==== Available data ====
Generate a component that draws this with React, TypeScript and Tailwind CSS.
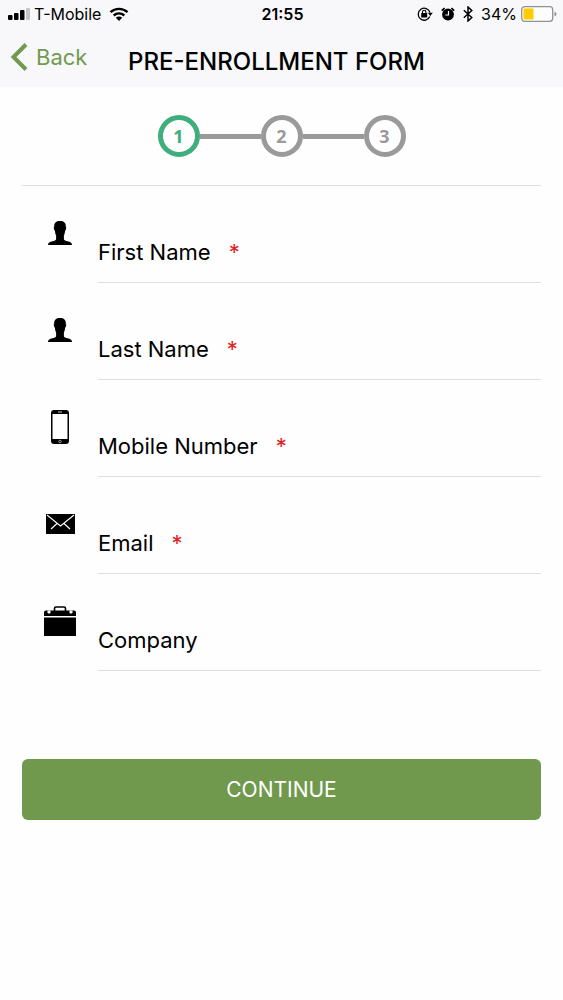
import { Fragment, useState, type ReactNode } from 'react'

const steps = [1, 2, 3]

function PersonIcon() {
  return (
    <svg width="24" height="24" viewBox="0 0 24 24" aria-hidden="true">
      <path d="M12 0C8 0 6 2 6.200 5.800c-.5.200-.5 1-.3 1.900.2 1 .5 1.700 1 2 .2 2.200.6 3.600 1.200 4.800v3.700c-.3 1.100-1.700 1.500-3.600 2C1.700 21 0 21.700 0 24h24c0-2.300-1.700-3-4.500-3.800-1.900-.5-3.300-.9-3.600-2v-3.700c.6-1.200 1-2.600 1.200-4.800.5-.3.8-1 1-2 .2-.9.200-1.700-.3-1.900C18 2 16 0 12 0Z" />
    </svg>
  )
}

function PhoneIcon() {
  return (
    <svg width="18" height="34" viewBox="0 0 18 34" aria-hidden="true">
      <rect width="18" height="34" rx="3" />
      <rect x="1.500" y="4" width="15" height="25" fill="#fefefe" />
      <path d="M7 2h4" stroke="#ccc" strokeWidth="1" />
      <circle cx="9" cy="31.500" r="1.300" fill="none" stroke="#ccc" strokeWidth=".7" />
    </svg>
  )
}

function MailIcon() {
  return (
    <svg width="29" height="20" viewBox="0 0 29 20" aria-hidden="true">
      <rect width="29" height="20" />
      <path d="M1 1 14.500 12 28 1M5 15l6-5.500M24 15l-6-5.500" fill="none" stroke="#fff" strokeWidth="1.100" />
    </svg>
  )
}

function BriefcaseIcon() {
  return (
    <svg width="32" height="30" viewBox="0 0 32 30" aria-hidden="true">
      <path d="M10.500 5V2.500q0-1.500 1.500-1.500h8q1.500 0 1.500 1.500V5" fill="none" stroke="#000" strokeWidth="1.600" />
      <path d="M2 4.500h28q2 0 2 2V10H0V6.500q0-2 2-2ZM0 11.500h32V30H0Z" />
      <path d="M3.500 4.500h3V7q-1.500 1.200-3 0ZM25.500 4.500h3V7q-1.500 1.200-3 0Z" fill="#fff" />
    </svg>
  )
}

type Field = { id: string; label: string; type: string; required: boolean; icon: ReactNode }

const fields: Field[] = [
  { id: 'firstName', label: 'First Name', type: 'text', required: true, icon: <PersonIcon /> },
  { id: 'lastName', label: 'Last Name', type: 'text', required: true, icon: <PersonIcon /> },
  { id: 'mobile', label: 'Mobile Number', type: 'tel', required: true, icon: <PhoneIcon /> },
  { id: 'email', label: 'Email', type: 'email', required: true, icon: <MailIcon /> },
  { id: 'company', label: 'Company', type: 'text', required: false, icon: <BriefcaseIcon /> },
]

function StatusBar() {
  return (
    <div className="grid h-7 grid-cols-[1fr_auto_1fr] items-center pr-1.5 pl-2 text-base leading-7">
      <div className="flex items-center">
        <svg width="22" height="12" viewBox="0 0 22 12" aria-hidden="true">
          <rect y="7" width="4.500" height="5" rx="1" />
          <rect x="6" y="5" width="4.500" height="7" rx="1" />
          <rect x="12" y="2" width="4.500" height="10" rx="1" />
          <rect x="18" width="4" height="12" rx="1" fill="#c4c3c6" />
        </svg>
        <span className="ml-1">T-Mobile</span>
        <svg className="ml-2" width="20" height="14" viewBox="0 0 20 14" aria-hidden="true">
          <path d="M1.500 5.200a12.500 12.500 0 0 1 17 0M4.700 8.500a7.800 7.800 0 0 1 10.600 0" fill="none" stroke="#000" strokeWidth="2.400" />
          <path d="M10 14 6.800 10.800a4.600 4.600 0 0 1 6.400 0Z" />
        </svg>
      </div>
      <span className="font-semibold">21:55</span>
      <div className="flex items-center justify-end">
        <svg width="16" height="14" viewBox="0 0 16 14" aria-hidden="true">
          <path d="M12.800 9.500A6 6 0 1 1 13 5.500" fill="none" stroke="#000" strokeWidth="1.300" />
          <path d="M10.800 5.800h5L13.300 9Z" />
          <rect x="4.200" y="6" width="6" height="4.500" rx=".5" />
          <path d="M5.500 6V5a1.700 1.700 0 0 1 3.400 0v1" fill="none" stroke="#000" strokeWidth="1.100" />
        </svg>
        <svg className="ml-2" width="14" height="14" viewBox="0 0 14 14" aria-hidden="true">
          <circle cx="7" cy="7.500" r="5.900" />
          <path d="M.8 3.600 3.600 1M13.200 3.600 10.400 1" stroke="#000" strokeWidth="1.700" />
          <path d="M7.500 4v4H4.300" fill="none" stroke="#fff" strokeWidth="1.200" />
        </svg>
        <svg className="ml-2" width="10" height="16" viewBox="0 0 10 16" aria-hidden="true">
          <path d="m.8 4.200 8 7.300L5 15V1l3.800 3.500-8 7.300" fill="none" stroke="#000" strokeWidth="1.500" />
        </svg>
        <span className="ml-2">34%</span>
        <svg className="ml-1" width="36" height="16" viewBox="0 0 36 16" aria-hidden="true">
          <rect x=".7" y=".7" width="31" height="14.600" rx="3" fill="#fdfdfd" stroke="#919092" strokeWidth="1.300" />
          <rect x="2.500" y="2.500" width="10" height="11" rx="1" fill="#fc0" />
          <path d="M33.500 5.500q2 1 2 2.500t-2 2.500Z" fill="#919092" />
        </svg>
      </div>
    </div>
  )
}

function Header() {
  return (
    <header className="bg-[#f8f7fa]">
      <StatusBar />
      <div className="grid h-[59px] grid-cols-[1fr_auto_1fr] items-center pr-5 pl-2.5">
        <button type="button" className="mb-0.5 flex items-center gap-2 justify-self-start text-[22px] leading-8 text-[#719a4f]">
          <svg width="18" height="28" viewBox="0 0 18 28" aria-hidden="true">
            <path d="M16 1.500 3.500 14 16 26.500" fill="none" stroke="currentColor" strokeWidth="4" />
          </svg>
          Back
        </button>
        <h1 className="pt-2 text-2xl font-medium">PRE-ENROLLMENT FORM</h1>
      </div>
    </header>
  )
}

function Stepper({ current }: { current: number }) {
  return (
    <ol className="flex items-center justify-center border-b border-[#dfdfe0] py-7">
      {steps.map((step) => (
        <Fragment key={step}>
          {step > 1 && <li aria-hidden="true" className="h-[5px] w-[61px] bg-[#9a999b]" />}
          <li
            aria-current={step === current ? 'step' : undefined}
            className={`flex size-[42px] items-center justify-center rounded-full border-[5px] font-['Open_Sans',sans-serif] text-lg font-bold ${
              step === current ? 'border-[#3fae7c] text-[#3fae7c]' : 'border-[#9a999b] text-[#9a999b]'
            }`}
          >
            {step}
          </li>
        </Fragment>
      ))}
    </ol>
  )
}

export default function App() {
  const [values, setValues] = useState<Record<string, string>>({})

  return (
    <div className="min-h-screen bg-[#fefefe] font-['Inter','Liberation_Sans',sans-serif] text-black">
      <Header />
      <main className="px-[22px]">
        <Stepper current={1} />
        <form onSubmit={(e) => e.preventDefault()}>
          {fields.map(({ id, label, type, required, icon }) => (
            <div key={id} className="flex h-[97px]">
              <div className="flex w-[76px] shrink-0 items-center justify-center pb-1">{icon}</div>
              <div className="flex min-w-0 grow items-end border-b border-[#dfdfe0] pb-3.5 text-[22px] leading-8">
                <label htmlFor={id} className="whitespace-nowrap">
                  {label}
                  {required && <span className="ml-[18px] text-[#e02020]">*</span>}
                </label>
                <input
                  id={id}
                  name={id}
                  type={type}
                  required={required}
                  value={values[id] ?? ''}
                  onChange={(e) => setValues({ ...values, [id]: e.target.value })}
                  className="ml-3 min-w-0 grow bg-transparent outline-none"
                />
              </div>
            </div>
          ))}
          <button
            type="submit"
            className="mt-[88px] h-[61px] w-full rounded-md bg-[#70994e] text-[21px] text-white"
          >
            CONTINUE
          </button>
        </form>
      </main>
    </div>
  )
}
====
**What you are asked to do**
Without any pictures, reproduce the lines from the first one in the material through the line that has "string; label: string;", exactly as they appear.

**The answer**
Generate a component that draws this with React, TypeScript and Tailwind CSS.
import { Fragment, useState, type ReactNode } from 'react'

const steps = [1, 2, 3]

function PersonIcon() {
  return (
    <svg width="24" height="24" viewBox="0 0 24 24" aria-hidden="true">
      <path d="M12 0C8 0 6 2 6.200 5.800c-.5.200-.5 1-.3 1.900.2 1 .5 1.700 1 2 .2 2.200.6 3.600 1.200 4.800v3.700c-.3 1.100-1.700 1.500-3.600 2C1.700 21 0 21.700 0 24h24c0-2.300-1.700-3-4.500-3.800-1.900-.5-3.300-.9-3.600-2v-3.700c.6-1.200 1-2.600 1.200-4.800.5-.3.8-1 1-2 .2-.9.200-1.700-.3-1.900C18 2 16 0 12 0Z" />
    </svg>
  )
}

function PhoneIcon() {
  return (
    <svg width="18" height="34" viewBox="0 0 18 34" aria-hidden="true">
      <rect width="18" height="34" rx="3" />
      <rect x="1.500" y="4" width="15" height="25" fill="#fefefe" />
      <path d="M7 2h4" stroke="#ccc" strokeWidth="1" />
      <circle cx="9" cy="31.500" r="1.300" fill="none" stroke="#ccc" strokeWidth=".7" />
    </svg>
  )
}

function MailIcon() {
  return (
    <svg width="29" height="20" viewBox="0 0 29 20" aria-hidden="true">
      <rect width="29" height="20" />
      <path d="M1 1 14.500 12 28 1M5 15l6-5.500M24 15l-6-5.500" fill="none" stroke="#fff" strokeWidth="1.100" />
    </svg>
  )
}

function BriefcaseIcon() {
  return (
    <svg width="32" height="30" viewBox="0 0 32 30" aria-hidden="true">
      <path d="M10.500 5V2.500q0-1.500 1.500-1.500h8q1.500 0 1.500 1.500V5" fill="none" stroke="#000" strokeWidth="1.600" />
      <path d="M2 4.500h28q2 0 2 2V10H0V6.500q0-2 2-2ZM0 11.500h32V30H0Z" />
      <path d="M3.500 4.500h3V7q-1.500 1.200-3 0ZM25.500 4.500h3V7q-1.500 1.200-3 0Z" fill="#fff" />
    </svg>
  )
}

type Field = { id: string; label: string; type: string; required: boolean; icon: ReactNode }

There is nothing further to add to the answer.